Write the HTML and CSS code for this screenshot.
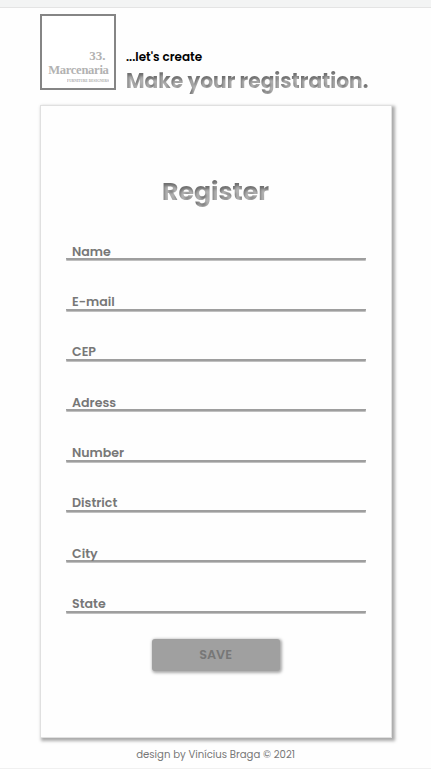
FILE: index.html
```html
<!DOCTYPE html>
<html lang="en">
<head>
<meta charset="utf-8">
<meta name="viewport" content="width=device-width, initial-scale=1">
<title>Marcenaria - Register</title>
<link rel="stylesheet" href="styles.css">
</head>
<body>
<div class="topbar"></div>
<div class="page">
  <header class="header">
    <div class="logo">
      <span class="logo-number">33.</span>
      <span class="logo-name">Marcenaria</span>
      <svg class="logo-tag" viewBox="0 0 42 4"><text x="0" y="3.2" textLength="42" lengthAdjust="spacingAndGlyphs">FURNITURE DESIGNERS</text></svg>
    </div>
    <div class="intro">
      <p class="lead">...let's create</p>
      <h1 class="title"><span>Make your registration.</span></h1>
    </div>
  </header>
  <main class="card">
    <h2 class="heading"><span>Register</span></h2>
    <form class="form">
      <div class="field"><label>Name</label></div>
      <div class="field"><label>E-mail</label></div>
      <div class="field"><label>CEP</label></div>
      <div class="field"><label>Adress</label></div>
      <div class="field"><label>Number</label></div>
      <div class="field"><label>District</label></div>
      <div class="field"><label>City</label></div>
      <div class="field"><label>State</label></div>
      <button class="save" type="button">SAVE</button>
    </form>
  </main>
  <footer class="footer">design by Vinícius Braga © 2021</footer>
</div>
<div class="baseline"></div>
</body>
</html>
```
FILE: styles.css
```css
* { box-sizing: border-box; margin: 0; padding: 0; }
body {
  height: 769px;
  overflow: hidden;
  background: #fefefe;
  font-family: Poppins, Inter, sans-serif;
  color: #777;
}
.topbar { height: 8px; background: #f3f4f4; border-bottom: 1px solid #e4e4e4; }
.page { height: 760px; width: 352px; margin-left: 39.6px; }
.baseline { height: 1px; background: #f0f0f0; }
.header { display: flex; height: 97px; padding-top: 6px; }
.logo {
  width: 76px;
  height: 76px;
  border: 2px solid #858585;
  background: #fff;
  display: flex;
  flex-direction: column;
  align-items: flex-end;
  padding: 32px 5px 0 0;
  font-family: "Liberation Serif", serif;
  font-weight: 700;
  color: #b2b2b2;
}
.logo-number { font-size: 13px; line-height: 15px; padding-right: 3px; }
.logo-name { font-size: 12.6px; line-height: 14px; letter-spacing: -.3px; }
.logo-tag { width: 42px; height: 4px; margin-top: 2px; font-size: 3px; fill: #aaa; }
.intro { margin-left: 10.4px; padding-top: 34px; white-space: nowrap; }
.lead { font-size: 12px; line-height: 18px; font-weight: 600; color: #000; }
.title { font-size: 20.2px; line-height: 31px; font-weight: 700; }
.title span, .heading span {
  display: inline-block;
  background: #6e6e6e;
  -webkit-background-clip: text;
  background-clip: text;
  color: transparent;
  text-shadow: 1px 3px 3px rgba(255, 255, 255, .5);
}
.card {
  height: 633px;
  border: 1px solid #e0e0e0;
  background: #fefefe;
  box-shadow: 2px 2px 3px 1px #aaa;
  padding: 69px 25px 0;
}
.heading { text-align: center; font-size: 25.2px; line-height: 34px; font-weight: 700; }
.form { display: flex; flex-direction: column; padding-top: 1px; }
.field {
  height: 50.35px;
  display: flex;
  align-items: flex-end;
  border-bottom: 2px solid #9e9e9e;
  border-radius: 1px;
  box-shadow: 0 1px 0 #c0c0c0;
  padding-left: 6.4px;
}
.field label { font-size: 12.6px; line-height: 13.6px; font-weight: 600; }
.save {
  width: 128px;
  height: 32px;
  margin: 26px auto 0;
  border: 0;
  border-radius: 3px;
  background: #a0a0a0;
  box-shadow: 1px 1px 3px 1px #aaa;
  font: 600 12.8px Poppins, Inter, sans-serif;
  color: #777;
}
.footer { text-align: center; font-size: 10.15px; line-height: 16px; padding-top: 9px; }
```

+++++

WORK TO COMPLETE
Output the material word for word, omitting its pictures.

RESPONSE
Write the HTML and CSS code for this screenshot.
FILE: index.html
```html
<!DOCTYPE html>
<html lang="en">
<head>
<meta charset="utf-8">
<meta name="viewport" content="width=device-width, initial-scale=1">
<title>Marcenaria - Register</title>
<link rel="stylesheet" href="styles.css">
</head>
<body>
<div class="topbar"></div>
<div class="page">
  <header class="header">
    <div class="logo">
      <span class="logo-number">33.</span>
      <span class="logo-name">Marcenaria</span>
      <svg class="logo-tag" viewBox="0 0 42 4"><text x="0" y="3.2" textLength="42" lengthAdjust="spacingAndGlyphs">FURNITURE DESIGNERS</text></svg>
    </div>
    <div class="intro">
      <p class="lead">...let's create</p>
      <h1 class="title"><span>Make your registration.</span></h1>
    </div>
  </header>
  <main class="card">
    <h2 class="heading"><span>Register</span></h2>
    <form class="form">
      <div class="field"><label>Name</label></div>
      <div class="field"><label>E-mail</label></div>
      <div class="field"><label>CEP</label></div>
      <div class="field"><label>Adress</label></div>
      <div class="field"><label>Number</label></div>
      <div class="field"><label>District</label></div>
      <div class="field"><label>City</label></div>
      <div class="field"><label>State</label></div>
      <button class="save" type="button">SAVE</button>
    </form>
  </main>
  <footer class="footer">design by Vinícius Braga © 2021</footer>
</div>
<div class="baseline"></div>
</body>
</html>
```
FILE: styles.css
```css
* { box-sizing: border-box; margin: 0; padding: 0; }
body {
  height: 769px;
  overflow: hidden;
  background: #fefefe;
  font-family: Poppins, Inter, sans-serif;
  color: #777;
}
.topbar { height: 8px; background: #f3f4f4; border-bottom: 1px solid #e4e4e4; }
.page { height: 760px; width: 352px; margin-left: 39.6px; }
.baseline { height: 1px; background: #f0f0f0; }
.header { display: flex; height: 97px; padding-top: 6px; }
.logo {
  width: 76px;
  height: 76px;
  border: 2px solid #858585;
  background: #fff;
  display: flex;
  flex-direction: column;
  align-items: flex-end;
  padding: 32px 5px 0 0;
  font-family: "Liberation Serif", serif;
  font-weight: 700;
  color: #b2b2b2;
}
.logo-number { font-size: 13px; line-height: 15px; padding-right: 3px; }
.logo-name { font-size: 12.6px; line-height: 14px; letter-spacing: -.3px; }
.logo-tag { width: 42px; height: 4px; margin-top: 2px; font-size: 3px; fill: #aaa; }
.intro { margin-left: 10.4px; padding-top: 34px; white-space: nowrap; }
.lead { font-size: 12px; line-height: 18px; font-weight: 600; color: #000; }
.title { font-size: 20.2px; line-height: 31px; font-weight: 700; }
.title span, .heading span {
  display: inline-block;
  background: #6e6e6e;
  -webkit-background-clip: text;
  background-clip: text;
  color: transparent;
  text-shadow: 1px 3px 3px rgba(255, 255, 255, .5);
}
.card {
  height: 633px;
  border: 1px solid #e0e0e0;
  background: #fefefe;
  box-shadow: 2px 2px 3px 1px #aaa;
  padding: 69px 25px 0;
}
.heading { text-align: center; font-size: 25.2px; line-height: 34px; font-weight: 700; }
.form { display: flex; flex-direction: column; padding-top: 1px; }
.field {
  height: 50.35px;
  display: flex;
  align-items: flex-end;
  border-bottom: 2px solid #9e9e9e;
  border-radius: 1px;
  box-shadow: 0 1px 0 #c0c0c0;
  padding-left: 6.4px;
}
.field label { font-size: 12.6px; line-height: 13.6px; font-weight: 600; }
.save {
  width: 128px;
  height: 32px;
  margin: 26px auto 0;
  border: 0;
  border-radius: 3px;
  background: #a0a0a0;
  box-shadow: 1px 1px 3px 1px #aaa;
  font: 600 12.8px Poppins, Inter, sans-serif;
  color: #777;
}
.footer { text-align: center; font-size: 10.15px; line-height: 16px; padding-top: 9px; }
```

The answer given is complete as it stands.